Once the environment variables have been setup, starting the compose service is done using docker-compose up command:

docker-compose --file="$ComposeFilePath" `
               --project-name="$ComposeProjectName" `
               up `
               --detach

The –file argument represents the full path to the compose file which has been calculated by combining the full path to the current script and the relative path to the compose file passed as a parameter; see more about this argument here.
The –project-name argument is needed in order to separate this particular compose workload from others running on the same Docker host; think of this project name like a namespace in C# or package in Java; see more about this argument here.
The –detach argument is needed to ensure the compose service is run in the background since I want to run the tests against it using the following build step.

Identify compose service metadata

In order to be able to correctly determine whether the compose service has reached its healthy state, I need to identify its container ID assigned by Docker and its compose service name declared inside the compose file.

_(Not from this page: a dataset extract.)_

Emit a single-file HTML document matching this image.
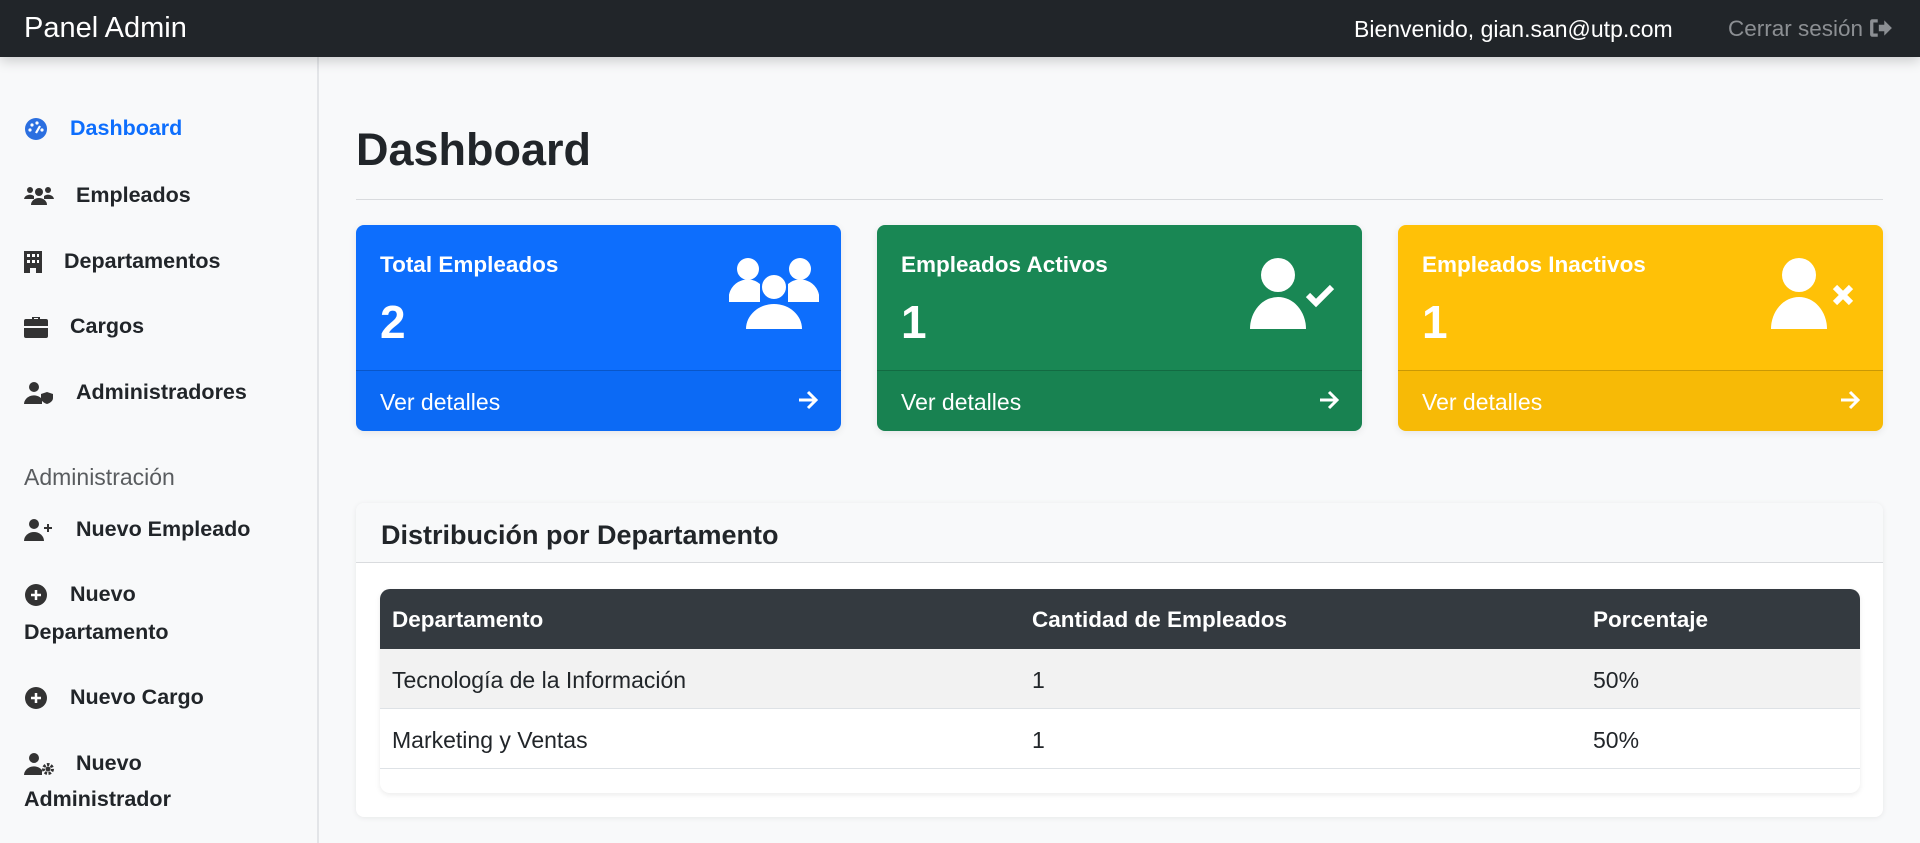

You might say: Hey, but I already know the name of the compose service, since it’s found inside the compose file! and you would be right, but do you also remember I said one of the goals of this post is Create a generic solution capable of running various compose workloads? Due to this reason, the PowerShell script cannot assume any service names and it has to resort to several Docker commands to identify the two pieces of information with extra help coming from the labels automatically added by Docker when creating a container for a Docker Compose service.

Identify container ID

At this point, I know that the compose service is running, so I can request the container ID from Docker using the docker container ls command since each compose service is in fact a Docker container; on the other hand, if my pipeline is running several Docker containers, I cannot tell which one is the one I’m interested in, so I need to filter the outcome of the aforementioned Docker command and that’s the reason I’m using the –project-name when starting the compose service.
Using filters, I can limit the search to only those Docker containers belonging to my compose project:

$LsCommandOutput = docker container ls -a `
                                    --filter "label=com.docker.compose.project=$ComposeProjectName" `
                                    --format "{{ .ID }}" `
                                    | Out-String

The command above will return only the ID of the Docker container running the PostgreSQL database to be targeted by my integration tests. In case my compose workload would have more than one service, there will be returned one container ID per such service.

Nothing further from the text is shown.